Dicono che porti male, sarà per questo che non era in cartellone a Bologna da ben quarant’anni. Ed è un vero peccato, considerando che La forza del Destino è tra i componimenti più affascinanti di Giuseppe Verdi. A leggere del forfait di Roberto De Candia per un’indisposizione dell’ultimo momento, qualche domanda ce la siamo pure fatta. Che porti sfiga sul serio? Chissà se, spente le luci in sala, qualcuno non ne abbia approfittato per il più classico dei gesti apotropaici.
Pruriti che omnia mala fugat a parte, quel che abbiamo visto e ascoltato in sala è stato più che piacevole. Molti i punti di forza e pochi i nevi per questa produzione originale del Teatro Comunale di Bologna con il Teatro Regio di Parma, Teatro Massimo di Palermo e Opéra Orchestre National Montpellier Occitaine.
Sul podio, a maneggiare materiale così pericoloso, Asher Fisch. L’impressione è che non abbia voluto sfruculiare la sorte, rispettando la musica senza aggiungere inutili personalismi.

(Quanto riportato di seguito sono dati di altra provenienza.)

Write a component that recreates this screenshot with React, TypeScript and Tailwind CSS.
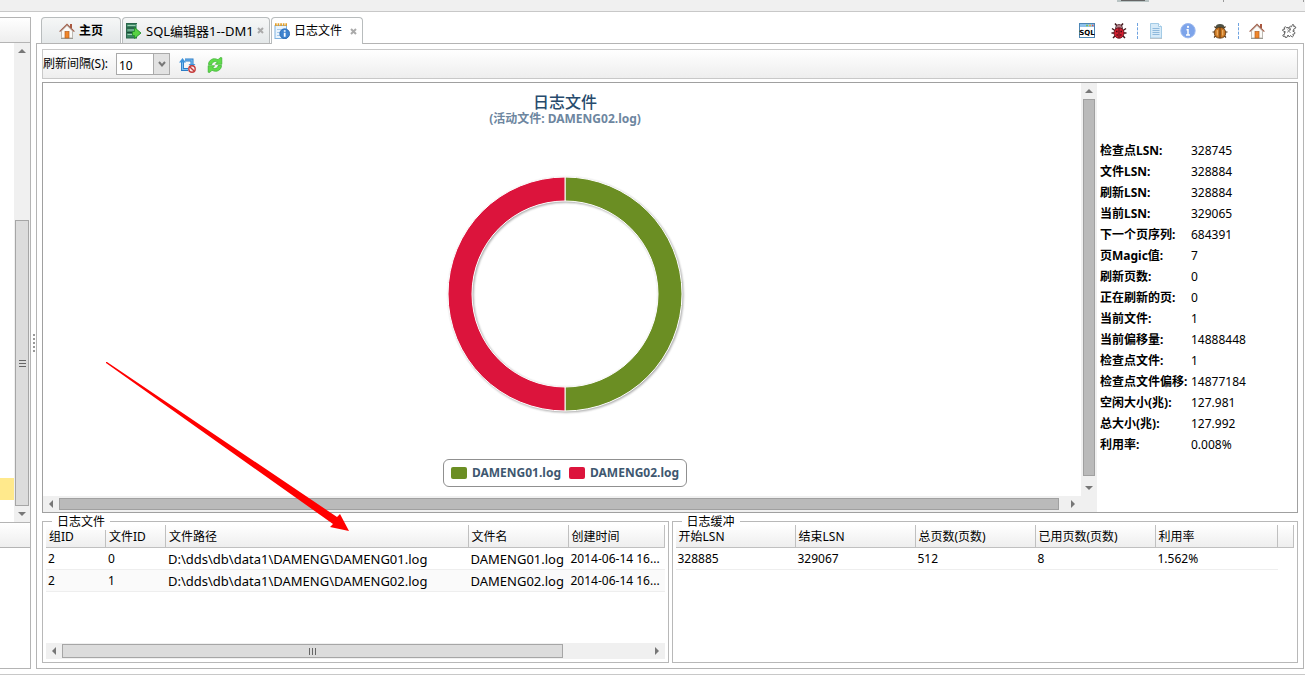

Non abbiamo nelle orecchie molti riferimenti musicali recenti, ma l’idea è che la bacchetta abbia diretto con matura prudenza, quasi circospezione.
Quando si parla della Forza del destino la cautela sembra non essere mai eccessiva.
Infatti, a partire dalla prima di San Pietroburgo, rimandata di circa un anno a causa di un malanno del soprano designato, una lunga catena di sfortunate disavventure hanno falcidiato le varie recite fino ai giorni nostri. Della serie “Non è vero ma ci credo”.
Malasorte a parte, la scelta prudente del direttore non esalta ma non sembra del tutto criticabile. Già dalle celebri quattro note della sinfonia iniziale, proposte dagli ottoni, è chiara la potenza evocativa di tutta la partitura che trova pieno compimento musicale nelle due melodie che seguono (quella del destino ed il tema del pentimento di Don Alvaro). La musica è massiccia e aggiungervi qualcosa potrebbe essere o inopportuno o sublimare il risultato. Nel dubbio, meglio non rischiare.
Anche la regia è sostanzialmente asciutta, non nel senso di essenziale, ma nell’intenzione di non ingrassare lo spazio scenico di elementi alieni alla storia. La scelta, tutto sommato, risulta vincente e permette di sfruttare bene gli spazi del Comunale Nouveau.
Di certo l’altezza ridotta ed una profondità limitata dello spazio scenico non aiutano a formulare creatività.
Qualcosa mi dice che al Comunale Nouveau ci dovremo abituare a vedere sempre più spesso fondali proiettati. Ma lo spazio è quel che è e la tecnologia risolve un bel po’ di problemi.
Direzione e regia, seppur percorrendo i binari dell’assoluta medietà, hanno il merito di far suonare bene l’orchestra e di far risaltare i cantanti. Veramente buona la prova di Erika Grimaldi, nuova al ruolo di Lenora, che si esalta quando può sprigionare tutta la sua potenza nell’estremo alto del registro a fronte di qualche sbavatura nella parte più grave. Ha il merito di compensare la vaghezza registica con grande personalità.
Non è l’unico esordio. Il Don Carlo di Gabriele Viviani, nuovo al personaggio, ha un buon canto, sebbene non eccella in personalità. Ci può stare, anche considerando, il non facile ruolo. Buono anche il Fra’ Melitone last minute di Sergio Vitale. Robusta la prova di Roberto Aronica, già pratico del ruolo di Alvaro. Soffre un po’ di voce nella parte più bassa del registro e talvolta gli scappa l’acuto nei passaggi più lunghi e complicati. Ma, nel complesso, sono dettagli perdonabili. Non in formissima Nino Surguladze, che lascia qualche punto sull’acuto ma ne guadagna altri per l’interpretazione attoriale. Bravi tutti gli altri: Rafael Siwek nel ruolo del Padre Guardiano, Orlando Polidoro e Cristian Saitta, rispettivamente nei panni del Mastro Trabuco e del Marchese di Calatrava. Come consuetudine, ottima la prova del Coro diretto da Gea Garatti Ansini, esaltato dallo stile Grand Opéra.
L’opera è sì dannatamente lunga ma è stata proposta in modo molto piacevole. Non c’è -ahimè – l’effetto wow, ma contro la sorte non ci si scontra. Se è mancato un po’ di coraggio in alcune scelte, soprattutto di direzione e regia, l’importante è aver messo in tasca lo spettacolo.